Com o título Adaptação pela Abordagem de Soluções Baseadas na Natureza para Medir a Vulnerabilidade e os Riscos na Região da América Latina e Caribe, o encontro debateu como tornar a agricultura mais sustentável e resiliente às mudanças climáticas.
“O que nós queremos é ter sustentabilidade. Essa sustentabilidade só acontecerá se tivermos uma visão de transformar o setor produtivo agrícola brasileiro e isso não vai acontecer por geração espontânea. Isso vai acontecer com uma estratégia de políticas públicas e de financiamento, que viabilize essa transição”, afirmou o ex-diretor geral da Organização Mundial de Comércio (OMC), Roberto Azevedo.
Para ele, a criação de um marco regulatório com diversos instrumentos que recompensem financeiramente os investimentos na transição para a economia verde é uma forma de tornar o setor mais comprometido com formas de produção sustentáveis.

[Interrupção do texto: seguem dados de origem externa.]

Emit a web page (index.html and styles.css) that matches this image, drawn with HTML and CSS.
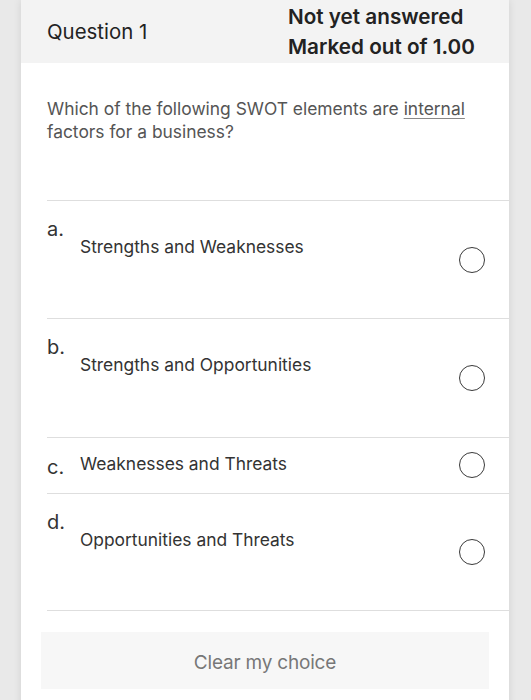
FILE: index.html
```html
<!DOCTYPE html>
<html lang="en">
<head>
<meta charset="utf-8">
<title>Question 1</title>
<link rel="stylesheet" href="styles.css">
</head>
<body>
<div class="card">
  <div class="card-header">
    <div class="q-title">Question 1</div>
    <div class="q-status">
      <div>Not yet answered</div>
      <div>Marked out of 1.00</div>
    </div>
  </div>
  <div class="q-text">Which of the following SWOT elements are <span class="u">internal</span> factors for a business?</div>
  <div class="options">
    <div class="opt opt-tall">
      <div class="opt-label">a.</div>
      <div class="opt-text">Strengths and Weaknesses</div>
      <div class="radio"></div>
    </div>
    <div class="opt opt-tall">
      <div class="opt-label">b.</div>
      <div class="opt-text">Strengths and Opportunities</div>
      <div class="radio"></div>
    </div>
    <div class="opt opt-inline">
      <div class="opt-label">c.</div>
      <div class="opt-text">Weaknesses and Threats</div>
      <div class="radio"></div>
    </div>
    <div class="opt opt-tall">
      <div class="opt-label">d.</div>
      <div class="opt-text">Opportunities and Threats</div>
      <div class="radio"></div>
    </div>
  </div>
  <div class="clear-btn">Clear my choice</div>
</div>
</body>
</html>
```

FILE: styles.css
```css
* { box-sizing: border-box; }
html, body { margin: 0; padding: 0; }
body {
  background: #e9e9e9;
  font-family: Inter, "Noto Sans", "Liberation Sans", sans-serif;
  color: #333;
  height: 700px;
  overflow: hidden;
}
.card {
  margin: 0 22px 0 21px;
  background: #fff;
  box-shadow: 0 0 8px rgba(0,0,0,0.10);
  min-height: 760px;
}
.card-header {
  height: 63px;
  background: #f3f3f3;
  display: flex;
  align-items: center;
  padding-left: 26px;
}
.q-title {
  flex: 0 0 241px;
  font-size: 20.4px;
  color: #222;
}
.q-status {
  font-size: 20.7px;
  font-weight: 600;
  line-height: 30px;
  color: #222;
  margin-top: 1px;
}
.q-text {
  padding: 34px 40px 57px 26px;
  font-size: 17.4px;
  line-height: 23px;
  color: #555;
}
.u { text-decoration: underline; text-underline-offset: 3px; text-decoration-color: #888; }
.options { margin-left: 26px; }
.opt {
  display: flex;
  border-top: 1px solid #dedede;
}
.opt:last-child { border-bottom: 1px solid #dedede; }
.opt-label {
  flex: 0 0 33px;
  font-size: 20px;
  line-height: 24px;
  color: #333;
}
.opt-text {
  flex: 1;
  font-size: 17.4px;
  line-height: 24px;
  color: #333;
}
.opt-tall { height: 118.4px; }
.opt-tall .opt-label { padding-top: 16px; }
.opt-tall .opt-text { padding-top: 34px; }
.opt-inline { height: 56px; }
.opt-inline .opt-label { padding-top: 17px; }
.opt-inline .opt-text { padding-top: 14px; }
.radio {
  align-self: center;
  width: 26px;
  height: 26px;
  border: 1.5px solid #3a3a3a;
  border-radius: 50%;
  margin-right: 24px;
  flex: 0 0 26px;
}
.clear-btn {
  margin: 21px 20px 0 20px;
  height: 57px;
  padding-top: 3px;
  background: #f7f7f7;
  color: #777;
  font-size: 19px;
  display: flex;
  align-items: center;
  justify-content: center;
  letter-spacing: -0.2px;
}
```
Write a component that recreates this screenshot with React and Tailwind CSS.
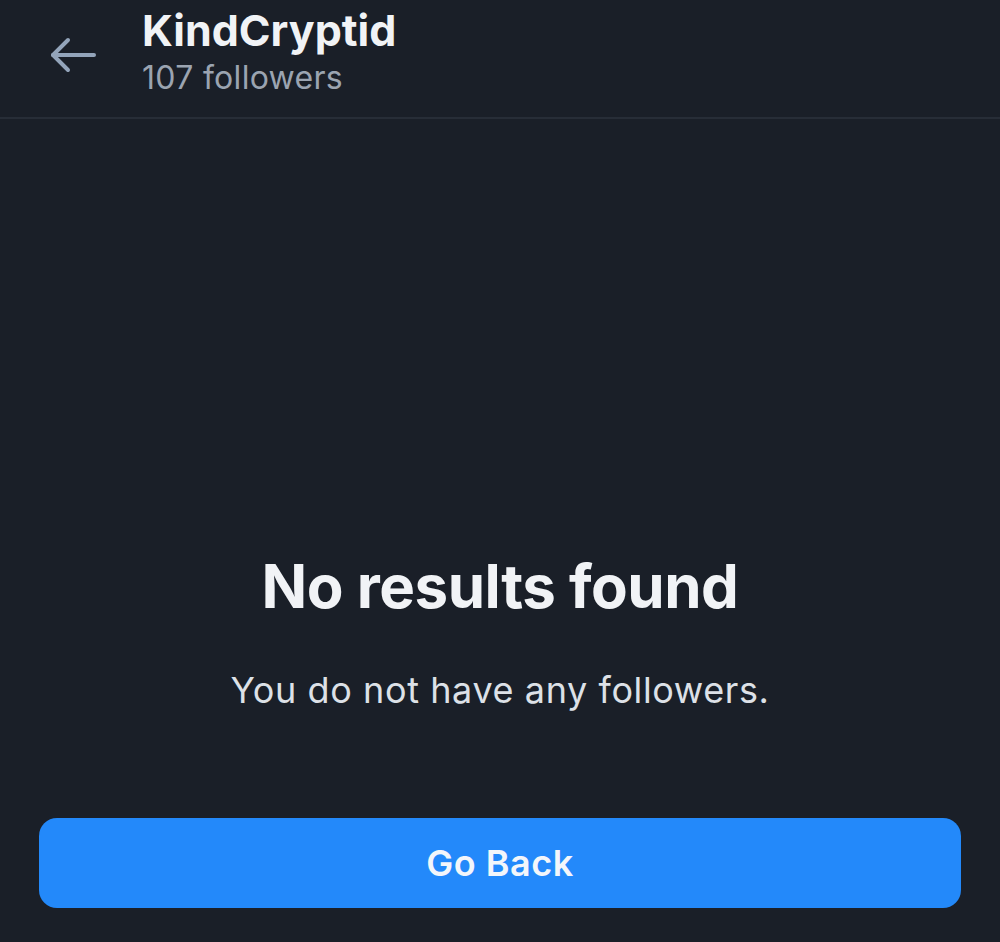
export default function App() {
  return (
    <div
      className="flex h-screen w-full flex-col bg-[#1a1f28] text-[#f1f3f6]"
      style={{ fontFamily: "Inter, 'Noto Sans', sans-serif" }}
    >
      {/* header */}
      <header className="flex h-[119px] items-start border-b-2 border-[#272d37]">
        <button type="button" className="ml-[49px] mt-[36px] flex items-center text-[#93a4ba]">
          <svg width="48" height="38" viewBox="0 0 48 38" fill="none" stroke="currentColor" strokeWidth="4" strokeLinecap="round" strokeLinejoin="round">
            <path d="M45 19H4" />
            <path d="M19 4L4 19L19 34" />
          </svg>
        </button>
        <div className="ml-[45px] mt-[6px] flex flex-col">
          <h1 className="text-[43px] font-bold leading-[48px]">KindCryptid</h1>
          <p className="mt-[6px] text-[32px] leading-[36px] tracking-[0.3px] text-[#9ba4b1]">107 followers</p>
        </div>
      </header>

      {/* empty state */}
      <main className="flex flex-1 flex-col items-center pt-[431px] text-center">
        <h2 className="text-[60px] font-bold leading-[72px] tracking-[-0.5px]">No results found</h2>
        <p className="mt-[46px] text-[36px] leading-[44px] tracking-[0.6px] text-[#dde1e7]">You do not have any followers.</p>
      </main>

      <div className="px-[39px] pb-[34px]">
        <button
          type="button"
          className="flex h-[90px] w-full items-center justify-center rounded-[18px] bg-[#2389fa] text-[36px] font-semibold tracking-[0.5px] text-[#f3f6fa]"
        >
          Go Back
        </button>
      </div>
    </div>
  );
}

“Se você tem um sistema regulatório que prevê uma remuneração mínima, uma indexação do preço do produto final, uma mistura no combustível final que atende a um determinado patamar, todos esses elementos são pequenos e parecem independentes, mas não são. Dependendo do marco regulatório que você cria, o investidor vai fazer a transformação por ser interessante para ele”, explicou.
Roberto Azevedo acrescentou que tal estrutura serviria como uma complementação aos subsídios e financiamentos estatais.
“Eu particularmente não acredito que o incentivo tenha que ser sempre uma despesa do Estado. Porque o Estado não terá dinheiro. Sobretudo em países da região – Brasil, Argentina – não são países com um orçamento infinito. Essa transição tem que ser feita de forma inteligente, com um marco regulatório que ajude e promova, incentive [para que] o investimento venha do próprio produtor”, explicou.
Na viabilização da descarbonização da agricultura, Azevedo aponta ainda outro elemento complementar para as formas de financiamento que seria o desenvolvimento tecnológico do setor.
“Quando se fala de sustentabilidade, a tecnologia e a inovação têm um papel importantíssimo e elas estão mudando dia a dia. O que hoje é sustentável não é que vai passar a não ser. Você encontrará métodos de produção, tecnologias mais modernas que vão melhorar e acelerar essa transição. Então, não é um processo estático, é um processo dinâmico. A cada momento, a cada dia, aparece uma nova inovação, uma nova forma de produção”, acrescentou.
COP30 em Belém
Segundo Manuel Otero, além da troca de experiências, a IICA também trabalha para criar conexões entre as pessoas que podem promover essa transformação da agricultura. Uma reunião com o governador do Pará, Helder Barbalho, que receberá a COP30, em 2025, em Belém, também buscou alinhar, em Baku, as agendas para que o próximo encontro da Junta Interamericana de Agricultura, com os 34 ministros da Agricultura nas Américas, a cada dois anos, seja realizado em Belém, na agenda pré-COP.
Segundo Otero, acelerar a transição é uma urgência que deve ser compreendida pelo setor e fundamentada no bem-estar das próximas gerações. “O IICA se considera uma instituição construtora de pontes. Temos que fortalecer as pontes entre o agro e o meio ambiente, entre as cidades, as zonas rurais. Então, pequenos agricultores e médios produtores, grandes produtores, todos temos que ir atrás da causa do desenvolvimento sustentável. Todos, e ninguém pode ficar de fora, ninguém pode ficar para trás”, conclui.
Para o governador paraense, a proximidade do setor da agricultura com a pauta ambiental trará novas oportunidades para acelerar a transição em direção a uma economia mais sustentável.
“O uso da terra representa 96% das emissões em território paraense. Portanto, trabalhar para que haja um melhor uso da terra certamente está dentro das estratégias centrais para que o Pará possa reduzir as suas emissões”, disse.